Adaptive Neyman Allocation in Sequential Trials: An Online Optimization Perspective

Christopher Harshaw Speaker
 
Wednesday, Aug 7: 10:35 AM - 10:55 AM
Topic-Contributed Paper Session 
Oregon Convention Center 
In this talk, I present our recent work on the problem of Adaptive Neyman Allocation, where the experimenter seeks to construct an adaptive design which is nearly as efficient as the optimal (but infeasible) non-adaptive Neyman design which has access to all potential outcomes. I will show that the experimental design problem is equivalent to an adversarial online convex optimization problem, suggesting that any solution must exhibit some amount of algorithmic sophistication. Next, I present Clip-OGD, an experimental design that combines the online gradient descent principle with a new time-varying probability-clipping technique.

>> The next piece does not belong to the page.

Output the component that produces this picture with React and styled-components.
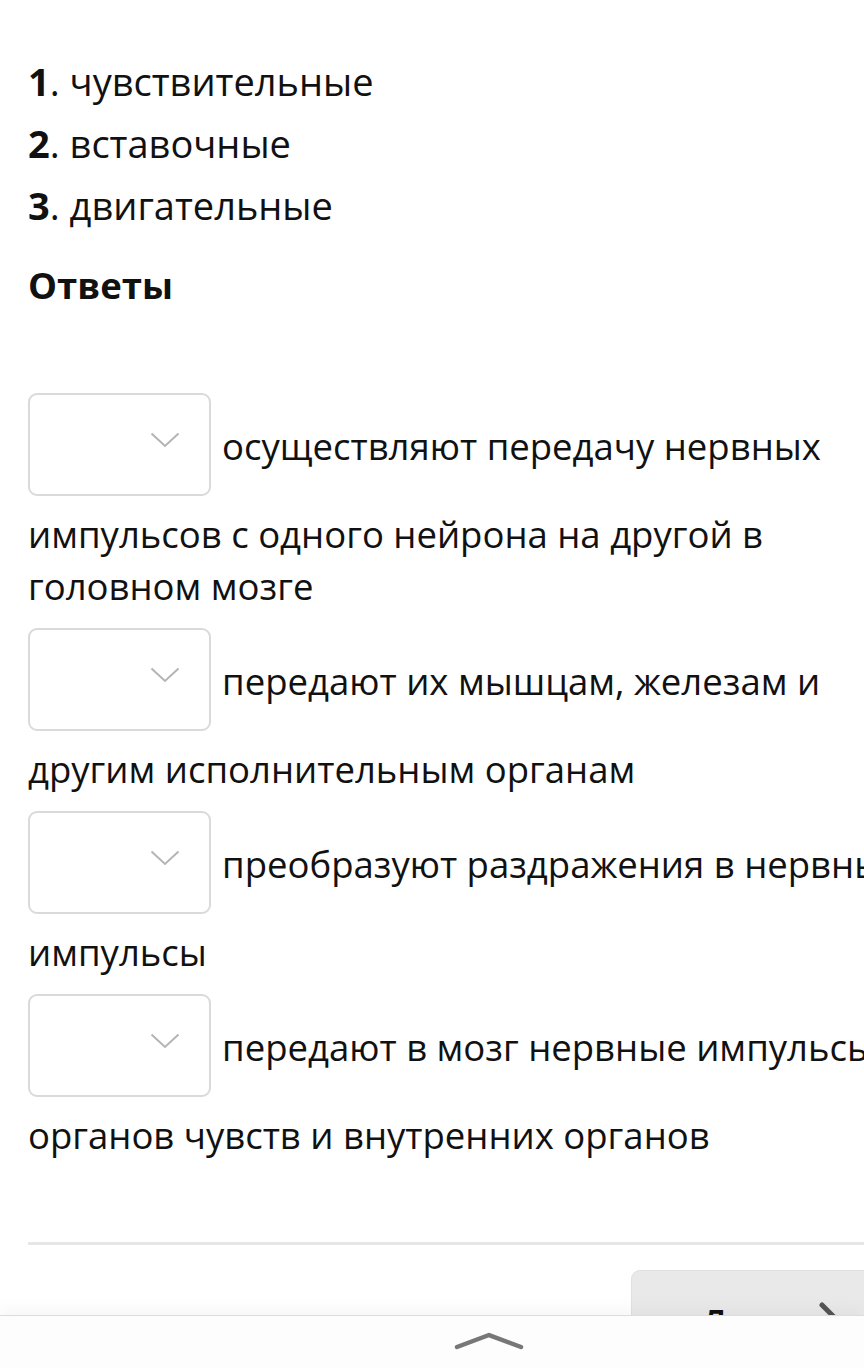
import React from "react";
import styled, { createGlobalStyle } from "styled-components";

const Global = createGlobalStyle`
  html, body { margin: 0; padding: 0; background: #fff; overflow-x: hidden; }
  body { font-family: "Open Sans", "Noto Sans", sans-serif; color: #111; }
`;

const Page = styled.div`
  width: 912px;
  padding: 50px 0 120px 28px;
`;

const List = styled.ol`
  list-style: none;
  margin: 0;
  padding: 0;
`;

const Item = styled.li`
  font-size: 38px;
  line-height: 62px;
  b { font-weight: 700; }
`;

const Heading = styled.h3`
  margin: 23px 0 82px;
  font-size: 36.5px;
  line-height: 52px;
  font-weight: 700;
`;

const Answer = styled.p`
  margin: 0 0 16px;
  font-size: 36.5px;
  line-height: 52px;
`;

const Select = styled.span`
  position: relative;
  display: inline-block;
  box-sizing: border-box;
  width: 183px;
  height: 103px;
  margin: 0 11px 12px 0;
  vertical-align: middle;
  border: 2.5px solid #dadada;
  border-radius: 9px;
  background: #fff;
  svg {
    position: absolute;
    right: 29px;
    top: 37px;
  }
`;

const Divider = styled.hr`
  border: none;
  height: 3px;
  background: #e6e6e6;
  margin: 81px 0 0;
`;

const Footer = styled.div`
  display: flex;
  justify-content: flex-end;
  padding: 25px 0 0 0;
`;

const NextButton = styled.button`
  position: relative;
  display: flex;
  align-items: flex-start;
  width: 309px;
  height: 100px;
  box-sizing: border-box;
  border: 1px solid #e0e0e0;
  border-radius: 9px;
  background: #e9e9e9;
  font-family: "Open Sans", sans-serif;
  font-size: 36px;
  line-height: normal;
  font-weight: 600;
  color: #111;
  text-align: left;
  padding: 27px 0 0 69px;
  svg {
    position: absolute;
    left: 187px;
    top: 31px;
  }
`;

const BottomBar = styled.div`
  position: fixed;
  left: 0;
  right: 0;
  bottom: 0;
  height: 53px;
  background: #fdfdfd;
  border-top: 1px solid #dcdcdc;
  box-shadow: 0 -8px 14px rgba(0, 0, 0, 0.03);
  display: flex;
  justify-content: center;
  align-items: flex-start;
  padding: 15px 0 0 114px;
  box-sizing: border-box;
`;

const Chevron = () => (
  <svg width="30" height="16" viewBox="0 0 30 16" fill="none">
    <path d="M1.5 1.5 L15 14 L28.5 1.5" stroke="#b4b4b4" strokeWidth="2" />
  </svg>
);

const answers = [
  "осуществляют передачу нервных импульсов с одного нейрона на другой в головном мозге",
  "передают их мышцам, железам и другим исполнительным органам",
  "преобразуют раздражения в нервные импульсы",
  "передают в мозг нервные импульсы от органов чувств и внутренних органов",
];

export default function App() {
  return (
    <>
      <Global />
      <Page>
        <List>
          <Item><b>1</b>. чувствительные</Item>
          <Item><b>2</b>. вставочные</Item>
          <Item><b>3</b>. двигательные</Item>
        </List>
        <Heading>Ответы</Heading>
        {answers.map((a) => (
          <Answer key={a}>
            <Select><Chevron /></Select>
            {a}
          </Answer>
        ))}
        <Divider />
        <Footer>
          <NextButton>
            Далее
            <svg width="30" height="50" viewBox="0 0 30 50" fill="none">
              <path d="M3 3 L25 25 L3 47" stroke="#555" strokeWidth="5" strokeLinecap="round" />
            </svg>
          </NextButton>
        </Footer>
      </Page>
      <BottomBar>
        <svg width="70" height="20" viewBox="0 0 70 20" fill="none">
          <path d="M3 16 L35 4 L67 16" stroke="#777" strokeWidth="4.5" strokeLinecap="round" strokeLinejoin="round" />
        </svg>
      </BottomBar>
    </>
  );
}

I will show that the Neyman variance is attained in large samples by showing that the expected regret of the online optimization problem is bounded by O(\sqrt{T}), up to sub-polynomial factors. Even though the design is adaptive, we construct a consistent (conservative) estimator for the variance, which facilitates the development of valid confidence intervals. I will conclude with recent progress on extending this work to covariate-adjusted estimators and covariate-responsive designs, which is made possible through the online optimization perspective.